Checkpoint approach: *"My framework can now build neural networks"
Clear Learning Goals
Every module contributes to a concrete system capability rather than abstract completion.
Academic Progress Markers
- Rich CLI visualizations with progress bars and connecting lines show your growing ML framework
- Capability unlocks feel like real learning milestones achieved in academic progression
- Clear direction toward complete ML systems mastery through structured checkpoints
- Visual timeline similar to academic transcripts tracking completed coursework
Real-World Relevance
The checkpoint progression Foundation → Architecture → Training → Inference → Language Models mirrors both academic learning progression and the evolution from specialized to unified ML frameworks.

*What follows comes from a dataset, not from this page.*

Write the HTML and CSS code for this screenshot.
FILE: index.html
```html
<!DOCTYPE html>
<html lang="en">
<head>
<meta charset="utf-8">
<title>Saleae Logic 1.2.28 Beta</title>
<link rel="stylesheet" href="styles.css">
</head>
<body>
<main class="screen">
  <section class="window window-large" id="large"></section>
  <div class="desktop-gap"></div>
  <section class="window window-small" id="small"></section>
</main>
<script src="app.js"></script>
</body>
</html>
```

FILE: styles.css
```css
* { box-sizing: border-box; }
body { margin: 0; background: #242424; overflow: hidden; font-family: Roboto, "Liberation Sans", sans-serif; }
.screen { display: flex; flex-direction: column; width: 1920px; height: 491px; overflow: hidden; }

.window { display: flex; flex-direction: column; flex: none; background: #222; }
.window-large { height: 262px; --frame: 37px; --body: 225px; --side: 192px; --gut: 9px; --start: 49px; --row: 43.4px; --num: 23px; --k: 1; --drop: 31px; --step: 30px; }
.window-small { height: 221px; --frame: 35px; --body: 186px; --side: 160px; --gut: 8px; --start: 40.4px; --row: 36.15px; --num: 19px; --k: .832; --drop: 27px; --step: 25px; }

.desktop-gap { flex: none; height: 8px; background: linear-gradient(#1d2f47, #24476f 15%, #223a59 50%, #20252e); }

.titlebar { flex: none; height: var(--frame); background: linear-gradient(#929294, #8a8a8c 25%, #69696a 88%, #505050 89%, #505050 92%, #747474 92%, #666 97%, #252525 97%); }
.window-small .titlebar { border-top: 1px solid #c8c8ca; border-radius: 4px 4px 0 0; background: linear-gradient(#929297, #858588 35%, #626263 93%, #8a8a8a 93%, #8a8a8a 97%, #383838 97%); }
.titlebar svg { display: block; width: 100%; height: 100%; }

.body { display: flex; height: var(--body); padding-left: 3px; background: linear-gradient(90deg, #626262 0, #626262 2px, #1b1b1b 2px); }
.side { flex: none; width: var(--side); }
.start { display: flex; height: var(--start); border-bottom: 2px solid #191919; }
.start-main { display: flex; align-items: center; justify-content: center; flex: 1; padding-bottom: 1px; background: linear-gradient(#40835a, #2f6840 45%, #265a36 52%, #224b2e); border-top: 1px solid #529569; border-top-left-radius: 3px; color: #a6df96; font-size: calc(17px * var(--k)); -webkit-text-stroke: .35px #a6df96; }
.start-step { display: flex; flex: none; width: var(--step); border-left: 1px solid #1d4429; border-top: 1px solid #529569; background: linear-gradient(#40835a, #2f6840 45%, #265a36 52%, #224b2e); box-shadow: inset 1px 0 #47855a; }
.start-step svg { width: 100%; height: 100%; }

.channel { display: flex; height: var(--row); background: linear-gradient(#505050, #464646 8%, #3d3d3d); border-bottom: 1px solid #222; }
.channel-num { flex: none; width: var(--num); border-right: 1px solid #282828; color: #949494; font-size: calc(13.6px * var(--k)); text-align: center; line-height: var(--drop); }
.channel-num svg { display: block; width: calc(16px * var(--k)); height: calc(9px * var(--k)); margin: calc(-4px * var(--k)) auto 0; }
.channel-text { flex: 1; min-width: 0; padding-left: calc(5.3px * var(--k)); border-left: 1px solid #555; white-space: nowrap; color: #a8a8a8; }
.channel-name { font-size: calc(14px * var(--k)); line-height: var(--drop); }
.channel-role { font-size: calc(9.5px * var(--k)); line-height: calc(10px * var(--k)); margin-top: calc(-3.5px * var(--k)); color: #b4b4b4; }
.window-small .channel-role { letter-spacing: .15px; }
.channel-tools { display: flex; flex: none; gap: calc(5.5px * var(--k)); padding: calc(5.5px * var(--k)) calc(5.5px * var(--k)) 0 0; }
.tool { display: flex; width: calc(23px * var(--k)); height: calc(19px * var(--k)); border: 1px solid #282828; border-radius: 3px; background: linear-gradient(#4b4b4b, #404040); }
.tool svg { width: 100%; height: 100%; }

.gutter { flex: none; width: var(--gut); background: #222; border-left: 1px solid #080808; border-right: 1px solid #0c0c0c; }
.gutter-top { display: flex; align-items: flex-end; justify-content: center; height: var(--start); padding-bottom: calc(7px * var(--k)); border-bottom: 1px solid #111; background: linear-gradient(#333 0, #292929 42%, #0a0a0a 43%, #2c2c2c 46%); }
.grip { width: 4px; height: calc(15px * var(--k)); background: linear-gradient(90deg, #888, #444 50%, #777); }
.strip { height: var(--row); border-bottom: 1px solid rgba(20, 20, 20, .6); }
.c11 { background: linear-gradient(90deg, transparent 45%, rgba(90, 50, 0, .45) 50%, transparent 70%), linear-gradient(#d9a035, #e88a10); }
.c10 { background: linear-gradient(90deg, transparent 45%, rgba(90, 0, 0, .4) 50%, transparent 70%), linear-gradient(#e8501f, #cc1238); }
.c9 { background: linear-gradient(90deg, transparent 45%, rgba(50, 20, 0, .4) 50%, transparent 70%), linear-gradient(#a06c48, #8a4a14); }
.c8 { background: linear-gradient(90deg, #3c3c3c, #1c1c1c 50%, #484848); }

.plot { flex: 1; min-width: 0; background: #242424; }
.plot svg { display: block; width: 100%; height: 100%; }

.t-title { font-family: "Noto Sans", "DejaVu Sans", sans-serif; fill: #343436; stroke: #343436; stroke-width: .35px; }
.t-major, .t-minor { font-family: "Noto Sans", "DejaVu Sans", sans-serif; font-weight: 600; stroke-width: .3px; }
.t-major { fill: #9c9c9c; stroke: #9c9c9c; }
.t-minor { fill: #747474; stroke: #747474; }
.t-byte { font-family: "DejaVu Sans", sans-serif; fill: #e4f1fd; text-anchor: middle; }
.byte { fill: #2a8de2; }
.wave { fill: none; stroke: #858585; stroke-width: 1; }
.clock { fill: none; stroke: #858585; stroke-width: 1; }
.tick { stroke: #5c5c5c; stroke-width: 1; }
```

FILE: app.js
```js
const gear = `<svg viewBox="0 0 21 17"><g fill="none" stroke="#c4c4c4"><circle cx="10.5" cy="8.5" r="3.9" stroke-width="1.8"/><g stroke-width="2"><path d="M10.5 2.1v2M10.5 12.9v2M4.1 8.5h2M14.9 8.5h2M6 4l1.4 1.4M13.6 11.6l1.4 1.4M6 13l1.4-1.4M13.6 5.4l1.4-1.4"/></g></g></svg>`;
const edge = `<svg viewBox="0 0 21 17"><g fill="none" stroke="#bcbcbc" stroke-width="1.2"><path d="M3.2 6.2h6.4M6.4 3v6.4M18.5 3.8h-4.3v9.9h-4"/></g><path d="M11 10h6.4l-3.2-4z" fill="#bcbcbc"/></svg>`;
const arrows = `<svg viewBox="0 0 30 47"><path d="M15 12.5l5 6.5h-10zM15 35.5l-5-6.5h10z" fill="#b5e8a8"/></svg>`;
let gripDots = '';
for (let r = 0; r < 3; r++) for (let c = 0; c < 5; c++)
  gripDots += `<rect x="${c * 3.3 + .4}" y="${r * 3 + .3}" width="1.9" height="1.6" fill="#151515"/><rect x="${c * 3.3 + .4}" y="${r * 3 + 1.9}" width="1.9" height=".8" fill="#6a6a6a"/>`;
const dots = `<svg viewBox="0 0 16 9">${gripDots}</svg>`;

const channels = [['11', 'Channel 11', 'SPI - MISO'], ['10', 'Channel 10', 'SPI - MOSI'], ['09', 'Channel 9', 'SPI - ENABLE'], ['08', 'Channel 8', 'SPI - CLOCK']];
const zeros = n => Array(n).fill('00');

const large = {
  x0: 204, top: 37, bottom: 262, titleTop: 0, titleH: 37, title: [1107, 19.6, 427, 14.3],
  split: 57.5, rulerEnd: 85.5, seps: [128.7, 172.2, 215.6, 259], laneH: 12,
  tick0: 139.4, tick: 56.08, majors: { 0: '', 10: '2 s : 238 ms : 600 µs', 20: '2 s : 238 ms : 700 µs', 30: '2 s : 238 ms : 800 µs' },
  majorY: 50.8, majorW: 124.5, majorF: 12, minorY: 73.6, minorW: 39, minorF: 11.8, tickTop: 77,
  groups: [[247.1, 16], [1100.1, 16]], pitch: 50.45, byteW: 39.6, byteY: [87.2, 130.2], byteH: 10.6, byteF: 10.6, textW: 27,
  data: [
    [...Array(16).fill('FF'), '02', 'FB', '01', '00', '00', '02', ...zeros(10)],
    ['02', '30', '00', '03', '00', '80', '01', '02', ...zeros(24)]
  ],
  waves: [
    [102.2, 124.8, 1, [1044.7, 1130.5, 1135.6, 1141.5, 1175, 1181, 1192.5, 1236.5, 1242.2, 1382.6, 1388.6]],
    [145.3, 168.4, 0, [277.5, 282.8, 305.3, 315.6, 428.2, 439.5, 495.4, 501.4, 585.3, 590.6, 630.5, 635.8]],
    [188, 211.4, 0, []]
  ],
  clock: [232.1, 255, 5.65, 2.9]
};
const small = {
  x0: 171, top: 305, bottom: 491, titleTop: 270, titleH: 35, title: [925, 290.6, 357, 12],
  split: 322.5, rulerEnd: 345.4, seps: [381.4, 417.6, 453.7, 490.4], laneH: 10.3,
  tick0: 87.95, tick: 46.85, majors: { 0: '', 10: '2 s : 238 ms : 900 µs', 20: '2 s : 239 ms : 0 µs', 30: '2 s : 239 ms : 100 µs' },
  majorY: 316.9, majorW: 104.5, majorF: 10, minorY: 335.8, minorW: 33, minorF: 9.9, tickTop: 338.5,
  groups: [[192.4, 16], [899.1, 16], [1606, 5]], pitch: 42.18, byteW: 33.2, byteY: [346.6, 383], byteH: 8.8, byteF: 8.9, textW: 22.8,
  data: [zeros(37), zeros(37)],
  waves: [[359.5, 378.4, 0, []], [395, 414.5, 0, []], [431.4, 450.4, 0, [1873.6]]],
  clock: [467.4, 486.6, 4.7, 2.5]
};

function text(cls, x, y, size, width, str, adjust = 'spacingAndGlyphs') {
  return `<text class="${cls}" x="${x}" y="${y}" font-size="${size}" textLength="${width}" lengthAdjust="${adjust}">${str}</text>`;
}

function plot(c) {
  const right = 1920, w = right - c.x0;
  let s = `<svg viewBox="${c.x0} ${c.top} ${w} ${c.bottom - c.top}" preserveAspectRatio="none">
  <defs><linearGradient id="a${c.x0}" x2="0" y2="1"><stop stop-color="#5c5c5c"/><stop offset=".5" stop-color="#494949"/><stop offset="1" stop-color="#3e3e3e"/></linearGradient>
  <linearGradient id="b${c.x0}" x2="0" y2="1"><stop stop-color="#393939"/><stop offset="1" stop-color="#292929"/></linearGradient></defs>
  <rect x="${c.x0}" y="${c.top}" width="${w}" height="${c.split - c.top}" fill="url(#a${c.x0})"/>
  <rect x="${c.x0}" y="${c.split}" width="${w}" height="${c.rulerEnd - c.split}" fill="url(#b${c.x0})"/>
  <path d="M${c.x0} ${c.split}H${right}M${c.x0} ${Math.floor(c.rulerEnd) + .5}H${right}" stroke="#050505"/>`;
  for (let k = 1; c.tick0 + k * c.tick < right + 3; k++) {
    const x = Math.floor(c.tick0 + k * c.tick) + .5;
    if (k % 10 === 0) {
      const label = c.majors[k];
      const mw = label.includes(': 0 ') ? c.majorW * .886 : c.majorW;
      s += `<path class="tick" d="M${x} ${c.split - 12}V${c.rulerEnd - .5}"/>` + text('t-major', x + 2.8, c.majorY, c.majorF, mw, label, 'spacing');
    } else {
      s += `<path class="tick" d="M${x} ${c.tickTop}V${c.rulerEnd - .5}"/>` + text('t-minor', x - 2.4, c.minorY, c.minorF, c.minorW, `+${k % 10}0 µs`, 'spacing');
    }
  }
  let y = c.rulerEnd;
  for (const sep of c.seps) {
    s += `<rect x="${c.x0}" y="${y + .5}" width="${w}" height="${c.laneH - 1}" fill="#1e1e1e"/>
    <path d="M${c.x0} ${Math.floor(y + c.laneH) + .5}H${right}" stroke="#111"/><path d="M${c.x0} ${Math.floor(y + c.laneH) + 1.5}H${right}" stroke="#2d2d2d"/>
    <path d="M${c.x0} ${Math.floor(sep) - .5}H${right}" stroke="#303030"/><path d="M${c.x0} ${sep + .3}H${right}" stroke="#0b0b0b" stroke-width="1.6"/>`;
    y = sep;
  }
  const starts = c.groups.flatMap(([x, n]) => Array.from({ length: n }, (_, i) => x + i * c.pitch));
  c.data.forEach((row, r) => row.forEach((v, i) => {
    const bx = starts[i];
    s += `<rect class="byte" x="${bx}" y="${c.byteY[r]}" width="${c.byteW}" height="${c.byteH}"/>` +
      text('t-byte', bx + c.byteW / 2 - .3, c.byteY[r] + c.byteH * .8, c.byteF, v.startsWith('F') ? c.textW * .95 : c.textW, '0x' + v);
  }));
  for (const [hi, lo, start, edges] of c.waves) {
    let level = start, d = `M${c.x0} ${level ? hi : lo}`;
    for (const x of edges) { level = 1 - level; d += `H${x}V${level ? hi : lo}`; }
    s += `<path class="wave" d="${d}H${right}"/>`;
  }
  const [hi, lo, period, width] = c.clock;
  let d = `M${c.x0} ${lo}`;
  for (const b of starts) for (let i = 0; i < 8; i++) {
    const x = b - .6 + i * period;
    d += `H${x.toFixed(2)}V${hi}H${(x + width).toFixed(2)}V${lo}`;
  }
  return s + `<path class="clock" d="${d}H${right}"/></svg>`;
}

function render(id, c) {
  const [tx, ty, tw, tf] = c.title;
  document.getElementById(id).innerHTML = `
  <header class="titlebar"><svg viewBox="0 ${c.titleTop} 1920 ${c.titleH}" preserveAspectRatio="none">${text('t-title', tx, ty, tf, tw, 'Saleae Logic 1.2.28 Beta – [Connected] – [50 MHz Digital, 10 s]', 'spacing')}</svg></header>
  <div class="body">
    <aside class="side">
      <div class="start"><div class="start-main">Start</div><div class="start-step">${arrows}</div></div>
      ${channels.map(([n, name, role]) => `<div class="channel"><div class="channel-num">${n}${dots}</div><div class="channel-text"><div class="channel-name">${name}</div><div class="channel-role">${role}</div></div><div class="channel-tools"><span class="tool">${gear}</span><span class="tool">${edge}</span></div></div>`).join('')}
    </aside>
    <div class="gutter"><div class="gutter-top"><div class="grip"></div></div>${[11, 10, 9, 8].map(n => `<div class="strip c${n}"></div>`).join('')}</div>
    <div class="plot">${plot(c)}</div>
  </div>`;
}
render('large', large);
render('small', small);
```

📈 Learning Outcomes by Checkpoint
After Foundation
- Understand tensor operations and mathematical foundations
- Have working development environment
- Ready to build neural network components
After Architecture
- Can implement any neural network architecture
- Understand dense, convolutional, and attention mechanisms
- Ready to train complex models
After Training
- Can train models on real datasets like CIFAR-10
- Understand automatic differentiation and optimization
- Ready to deploy trained models
After Inference
- Can optimize models for production deployment
- Understand performance bottlenecks and solutions
- Ready to build complete ML systems
After Language Models
- Have extended your vision framework to language models
- Understand the unified mathematical foundations of modern AI
- Ready for advanced ML engineering roles across all modalities
🚀 Your Journey Starts Here
The checkpoint system transforms TinyTorch from "16 separate exercises" into "building a complete ML framework."
Each step builds real capabilities. Each checkpoint unlocks new powers like academic progress markers. Each completion brings you closer to ML systems mastery.
Ready to begin? Start with:
tito checkpoint status
See where you are in your ML systems engineering journey!